If people would take the time to look at the bulletin of an Orthodox Synagogue, they would find something very curious. The women are instructed to light candles several minutes before the men are scheduled to attend the Mincha service, and Mincha takes place about fifteen minutes before the onset of the Sabbath. Thus, remarkably, this schedule obligates women to start the Sabbath long before men do so.
The Beginning of the Sabbath
Simply stated, most Jews understand that the current practice is that the Sabbath begins at sunset on Friday evening, but the rabbis required the lighting of the Sabbath candles eighteen minutes before sunset on Friday evening and set the end of the Sabbath and the saying of the Havdalah service forty-two minutes after sunset on Saturday night. This seems straightforward, but it isn’t.
The candle-lighting, which is usually but not always done by the eldest woman of the family (men can also light the candles) obligates the candle-lighter to observe the Sabbath. Put differently, women are required by the rabbis to accept the beginning of the Sabbath when they light the Sabbath candles eighteen minutes before sunset. But what about men?
The rabbis differ as to when the Sabbath begins for a man, but they agree that it begins when the man recites a prayer in the Ma’ariv service. For example, in the Ashkenazic tradition, some say it is when the Barkhu, the call to worship, is said. Others say that it is a minute earlier, when the congregation recites Mizmor Shir Liyom Hashabbat. All agree that the Sabbath does not begin with the service preceding Ma’ariv, the Mincha service. But whenever in the Ma’ariv service the Sabbath starts, it is long after the woman lights her candles.
To look at a specific example, the Boca Raton Synagogue on July 20, 2007, listed sunset at 8:14 PM and candle-lighting time was 7:56 PM, eighteen minutes before sunset. Yet Mincha was scheduled for 8:00 PM. The Mincha prayer precedes the earliest time within the Ma’ariv service considered to be the time when the man accepts the Sabbath by about fifteen minutes. When the several minutes between 7:56 PM and 8:00 PM are added, it turns out that the woman begins the Sabbath about eighteen minutes before the man begins the Sabbath at sundown (the difference between 7:56 PM candle lighting and the time that the man recites the prayer in the Ma’ariv service). Why?

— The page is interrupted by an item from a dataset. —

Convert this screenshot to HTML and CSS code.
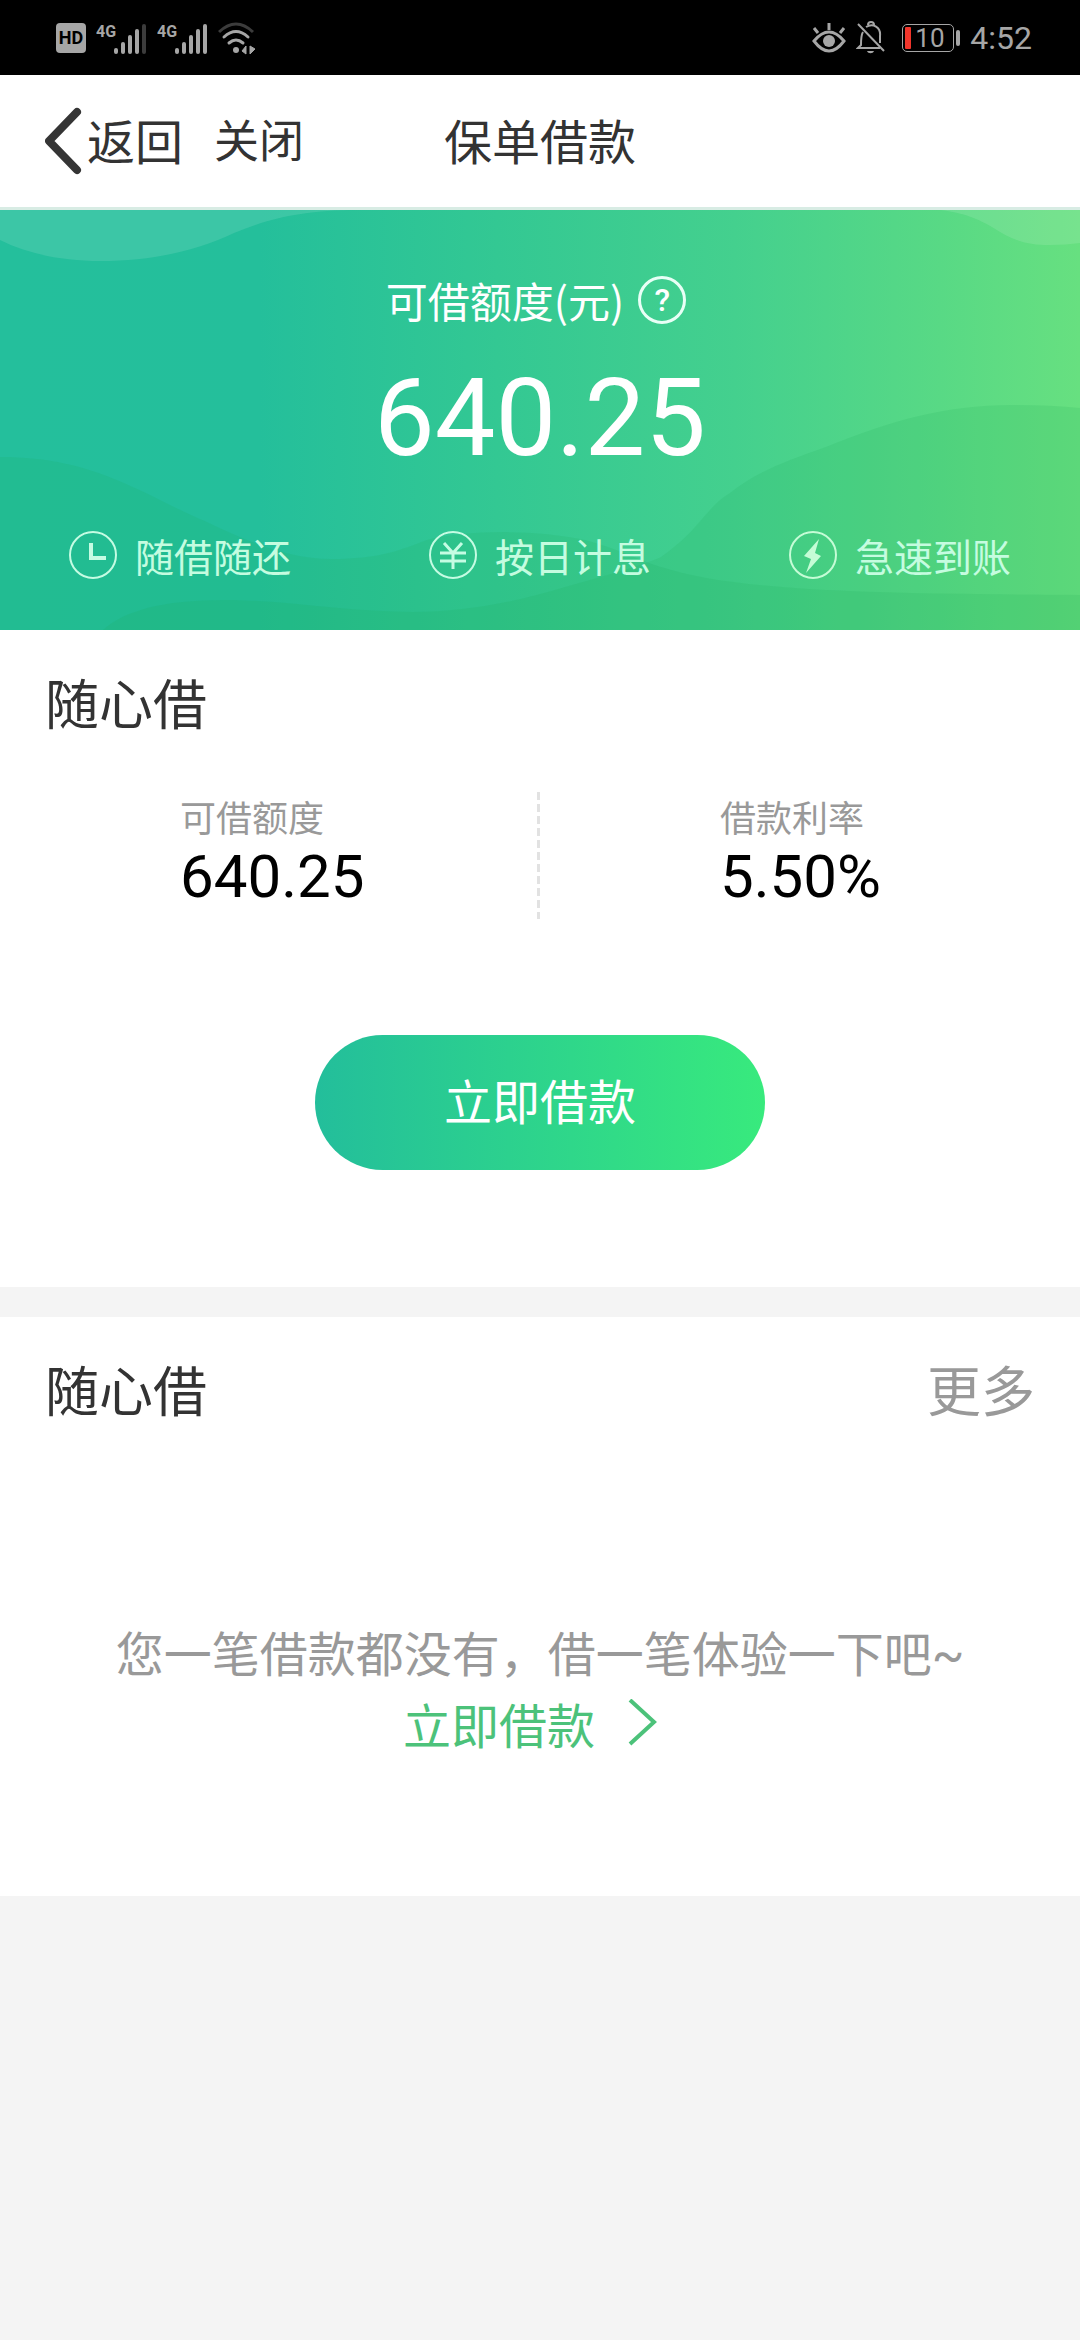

When Did the Day Begin in Biblical Times?
It is well known that Jews begin their day in the evening at sunset, not at midnight and not at daybreak, but this was not always so. Many scholars are convinced that the Israelite day started at daybreak in biblical times. It seems possible that the Judeans who were exiled to Babylon accepted the Babylonian practice of beginning the day with the prior evening.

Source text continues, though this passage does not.